## Supplied data
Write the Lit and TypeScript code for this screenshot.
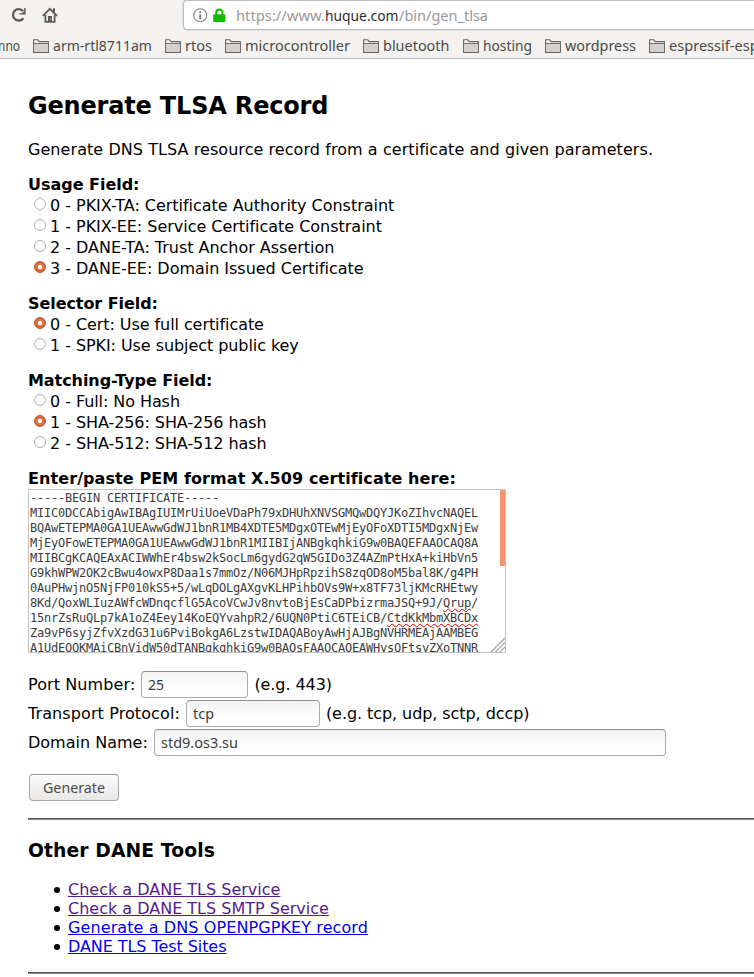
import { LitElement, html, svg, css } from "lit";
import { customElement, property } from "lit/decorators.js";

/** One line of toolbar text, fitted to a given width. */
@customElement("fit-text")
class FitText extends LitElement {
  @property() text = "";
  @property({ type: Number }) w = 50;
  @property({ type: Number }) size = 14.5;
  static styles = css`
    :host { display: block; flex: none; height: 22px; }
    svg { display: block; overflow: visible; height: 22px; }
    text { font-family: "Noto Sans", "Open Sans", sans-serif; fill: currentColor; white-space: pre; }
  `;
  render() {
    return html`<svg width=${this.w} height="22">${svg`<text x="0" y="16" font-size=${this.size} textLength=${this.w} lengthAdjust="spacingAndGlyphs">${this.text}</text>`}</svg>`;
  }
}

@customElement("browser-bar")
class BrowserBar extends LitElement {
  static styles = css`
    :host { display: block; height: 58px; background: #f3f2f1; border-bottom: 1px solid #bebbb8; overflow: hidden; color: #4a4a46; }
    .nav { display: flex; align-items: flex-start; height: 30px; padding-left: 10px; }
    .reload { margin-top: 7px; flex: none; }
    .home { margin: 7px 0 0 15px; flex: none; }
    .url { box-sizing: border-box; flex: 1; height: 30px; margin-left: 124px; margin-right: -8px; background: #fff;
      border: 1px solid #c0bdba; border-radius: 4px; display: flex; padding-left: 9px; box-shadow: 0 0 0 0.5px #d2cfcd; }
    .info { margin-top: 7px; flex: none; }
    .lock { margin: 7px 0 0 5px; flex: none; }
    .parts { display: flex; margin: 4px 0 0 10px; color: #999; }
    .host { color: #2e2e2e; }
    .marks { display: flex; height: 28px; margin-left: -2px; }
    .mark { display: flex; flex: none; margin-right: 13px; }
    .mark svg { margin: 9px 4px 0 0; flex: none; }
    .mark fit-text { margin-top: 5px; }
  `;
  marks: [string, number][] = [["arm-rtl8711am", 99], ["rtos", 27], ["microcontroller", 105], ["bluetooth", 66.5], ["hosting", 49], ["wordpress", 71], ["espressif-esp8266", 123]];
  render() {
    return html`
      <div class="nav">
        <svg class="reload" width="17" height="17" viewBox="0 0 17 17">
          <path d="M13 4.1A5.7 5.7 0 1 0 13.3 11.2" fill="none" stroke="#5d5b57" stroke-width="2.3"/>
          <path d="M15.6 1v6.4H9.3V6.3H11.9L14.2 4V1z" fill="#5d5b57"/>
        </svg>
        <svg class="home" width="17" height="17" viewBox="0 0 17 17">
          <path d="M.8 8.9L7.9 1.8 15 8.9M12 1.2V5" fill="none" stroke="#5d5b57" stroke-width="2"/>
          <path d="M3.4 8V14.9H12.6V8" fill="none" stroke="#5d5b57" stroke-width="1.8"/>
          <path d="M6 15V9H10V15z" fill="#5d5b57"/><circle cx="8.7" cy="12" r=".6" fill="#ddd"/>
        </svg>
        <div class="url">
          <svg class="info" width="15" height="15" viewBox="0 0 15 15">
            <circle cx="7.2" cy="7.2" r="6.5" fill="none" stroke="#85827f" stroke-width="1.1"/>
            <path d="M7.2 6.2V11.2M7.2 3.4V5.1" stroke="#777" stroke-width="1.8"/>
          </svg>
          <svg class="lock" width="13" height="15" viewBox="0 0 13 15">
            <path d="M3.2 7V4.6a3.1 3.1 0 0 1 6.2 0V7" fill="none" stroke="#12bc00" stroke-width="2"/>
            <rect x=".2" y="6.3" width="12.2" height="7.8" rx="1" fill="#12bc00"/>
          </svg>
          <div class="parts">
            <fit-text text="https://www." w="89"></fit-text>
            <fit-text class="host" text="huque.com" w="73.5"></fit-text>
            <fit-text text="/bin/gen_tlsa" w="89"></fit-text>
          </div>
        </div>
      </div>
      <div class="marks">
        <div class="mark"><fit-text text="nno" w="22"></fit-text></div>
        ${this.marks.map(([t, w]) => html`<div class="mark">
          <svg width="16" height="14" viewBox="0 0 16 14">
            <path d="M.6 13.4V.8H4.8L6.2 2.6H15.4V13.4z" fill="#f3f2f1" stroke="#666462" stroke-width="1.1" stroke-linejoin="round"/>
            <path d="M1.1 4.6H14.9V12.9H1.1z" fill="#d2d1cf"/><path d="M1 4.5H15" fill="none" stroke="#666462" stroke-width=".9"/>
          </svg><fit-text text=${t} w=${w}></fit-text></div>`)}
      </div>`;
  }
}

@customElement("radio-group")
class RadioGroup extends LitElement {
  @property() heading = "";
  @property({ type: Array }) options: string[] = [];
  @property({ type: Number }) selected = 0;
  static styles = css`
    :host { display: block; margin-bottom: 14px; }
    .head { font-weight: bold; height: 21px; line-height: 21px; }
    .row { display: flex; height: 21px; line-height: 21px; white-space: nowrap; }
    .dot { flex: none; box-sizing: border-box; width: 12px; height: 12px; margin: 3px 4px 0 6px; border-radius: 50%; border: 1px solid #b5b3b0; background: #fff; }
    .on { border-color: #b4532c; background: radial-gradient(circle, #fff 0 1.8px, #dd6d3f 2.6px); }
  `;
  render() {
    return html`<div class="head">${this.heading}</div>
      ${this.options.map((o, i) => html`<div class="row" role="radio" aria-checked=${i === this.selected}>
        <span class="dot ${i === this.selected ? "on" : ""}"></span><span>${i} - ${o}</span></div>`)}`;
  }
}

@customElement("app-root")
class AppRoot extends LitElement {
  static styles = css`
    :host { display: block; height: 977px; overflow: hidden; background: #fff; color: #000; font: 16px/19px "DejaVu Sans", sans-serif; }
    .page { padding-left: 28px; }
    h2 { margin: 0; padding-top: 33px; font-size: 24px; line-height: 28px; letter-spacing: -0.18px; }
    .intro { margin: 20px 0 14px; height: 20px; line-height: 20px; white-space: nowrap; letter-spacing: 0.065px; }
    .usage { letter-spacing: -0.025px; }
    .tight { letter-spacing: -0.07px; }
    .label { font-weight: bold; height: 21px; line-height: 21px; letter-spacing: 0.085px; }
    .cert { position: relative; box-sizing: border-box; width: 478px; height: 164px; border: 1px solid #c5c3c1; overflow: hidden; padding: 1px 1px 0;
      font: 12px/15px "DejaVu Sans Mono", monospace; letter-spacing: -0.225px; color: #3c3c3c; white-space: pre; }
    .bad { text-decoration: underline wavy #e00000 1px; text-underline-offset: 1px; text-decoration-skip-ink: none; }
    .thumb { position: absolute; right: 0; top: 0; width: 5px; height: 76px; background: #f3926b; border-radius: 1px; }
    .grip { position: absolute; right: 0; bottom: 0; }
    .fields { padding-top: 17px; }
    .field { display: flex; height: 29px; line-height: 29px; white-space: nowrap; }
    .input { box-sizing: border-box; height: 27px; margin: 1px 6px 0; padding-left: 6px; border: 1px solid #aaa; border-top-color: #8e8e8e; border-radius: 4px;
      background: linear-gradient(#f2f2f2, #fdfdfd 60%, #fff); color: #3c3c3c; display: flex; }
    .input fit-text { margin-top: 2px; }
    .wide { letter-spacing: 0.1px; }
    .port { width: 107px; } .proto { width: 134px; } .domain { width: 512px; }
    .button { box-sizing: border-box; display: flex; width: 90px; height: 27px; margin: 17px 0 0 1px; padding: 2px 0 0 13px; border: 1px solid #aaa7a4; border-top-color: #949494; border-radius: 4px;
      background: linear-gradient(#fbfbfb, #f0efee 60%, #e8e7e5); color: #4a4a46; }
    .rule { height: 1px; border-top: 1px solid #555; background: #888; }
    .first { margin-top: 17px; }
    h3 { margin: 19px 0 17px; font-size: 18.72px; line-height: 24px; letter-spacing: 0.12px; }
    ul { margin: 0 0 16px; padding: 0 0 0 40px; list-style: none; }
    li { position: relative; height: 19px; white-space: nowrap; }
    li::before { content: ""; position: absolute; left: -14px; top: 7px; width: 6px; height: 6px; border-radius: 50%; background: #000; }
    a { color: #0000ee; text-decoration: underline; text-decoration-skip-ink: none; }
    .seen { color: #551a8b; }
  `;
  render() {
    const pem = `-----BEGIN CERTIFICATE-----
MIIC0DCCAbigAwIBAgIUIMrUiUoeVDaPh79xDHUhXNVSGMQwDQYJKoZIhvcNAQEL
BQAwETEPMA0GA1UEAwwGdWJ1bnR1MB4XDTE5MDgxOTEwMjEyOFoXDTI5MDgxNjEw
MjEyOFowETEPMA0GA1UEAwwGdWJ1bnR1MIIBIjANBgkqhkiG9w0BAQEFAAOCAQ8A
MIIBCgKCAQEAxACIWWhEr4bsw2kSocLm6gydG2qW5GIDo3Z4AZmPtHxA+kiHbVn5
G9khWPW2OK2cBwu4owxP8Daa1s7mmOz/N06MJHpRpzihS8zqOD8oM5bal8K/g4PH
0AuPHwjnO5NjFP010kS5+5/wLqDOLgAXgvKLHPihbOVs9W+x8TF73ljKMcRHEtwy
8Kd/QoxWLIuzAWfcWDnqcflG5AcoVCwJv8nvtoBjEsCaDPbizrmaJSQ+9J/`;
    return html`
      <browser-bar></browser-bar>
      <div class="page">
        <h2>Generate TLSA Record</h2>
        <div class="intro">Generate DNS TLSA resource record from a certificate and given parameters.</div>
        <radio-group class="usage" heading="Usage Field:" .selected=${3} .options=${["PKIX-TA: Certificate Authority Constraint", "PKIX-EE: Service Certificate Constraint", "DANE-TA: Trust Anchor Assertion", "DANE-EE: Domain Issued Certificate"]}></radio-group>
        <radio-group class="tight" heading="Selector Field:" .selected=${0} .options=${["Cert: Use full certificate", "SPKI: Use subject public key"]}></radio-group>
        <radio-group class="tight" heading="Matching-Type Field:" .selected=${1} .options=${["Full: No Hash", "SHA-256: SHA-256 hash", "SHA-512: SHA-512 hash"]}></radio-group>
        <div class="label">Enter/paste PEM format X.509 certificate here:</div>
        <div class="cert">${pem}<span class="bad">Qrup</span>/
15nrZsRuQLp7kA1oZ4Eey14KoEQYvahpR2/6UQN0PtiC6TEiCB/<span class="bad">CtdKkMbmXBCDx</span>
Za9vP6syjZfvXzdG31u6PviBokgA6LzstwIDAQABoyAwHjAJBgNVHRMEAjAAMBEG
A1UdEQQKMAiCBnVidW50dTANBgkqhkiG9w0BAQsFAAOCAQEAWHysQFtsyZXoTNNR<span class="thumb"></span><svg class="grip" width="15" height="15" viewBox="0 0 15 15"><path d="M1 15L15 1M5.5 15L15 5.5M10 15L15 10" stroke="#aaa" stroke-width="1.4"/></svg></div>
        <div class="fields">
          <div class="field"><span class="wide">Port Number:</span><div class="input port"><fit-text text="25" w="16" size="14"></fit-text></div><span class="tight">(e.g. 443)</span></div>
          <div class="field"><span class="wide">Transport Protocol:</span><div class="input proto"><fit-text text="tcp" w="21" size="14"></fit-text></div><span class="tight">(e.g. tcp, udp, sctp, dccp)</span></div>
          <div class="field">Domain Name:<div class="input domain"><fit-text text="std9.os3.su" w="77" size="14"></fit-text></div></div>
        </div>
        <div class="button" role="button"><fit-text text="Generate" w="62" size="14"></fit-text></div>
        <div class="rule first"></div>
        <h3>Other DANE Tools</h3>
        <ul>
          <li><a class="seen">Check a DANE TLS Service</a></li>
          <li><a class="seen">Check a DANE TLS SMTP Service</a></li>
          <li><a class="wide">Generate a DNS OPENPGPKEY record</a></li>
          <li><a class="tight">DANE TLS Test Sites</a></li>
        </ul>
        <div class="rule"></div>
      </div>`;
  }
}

## Task directions
Scan the listing above for the word "this" and copy every line that holds it.

## Exercise answer
Write the Lit and TypeScript code for this screenshot.
    return html`<svg width=${this.w} height="22">${svg`<text x="0" y="16" font-size=${this.size} textLength=${this.w} lengthAdjust="spacingAndGlyphs">${this.text}</text>`}</svg>`;
        ${this.marks.map(([t, w]) => html`<div class="mark">
    return html`<div class="head">${this.heading}</div>
      ${this.options.map((o, i) => html`<div class="row" role="radio" aria-checked=${i === this.selected}>
        <span class="dot ${i === this.selected ? "on" : ""}"></span><span>${i} - ${o}</span></div>`)}`;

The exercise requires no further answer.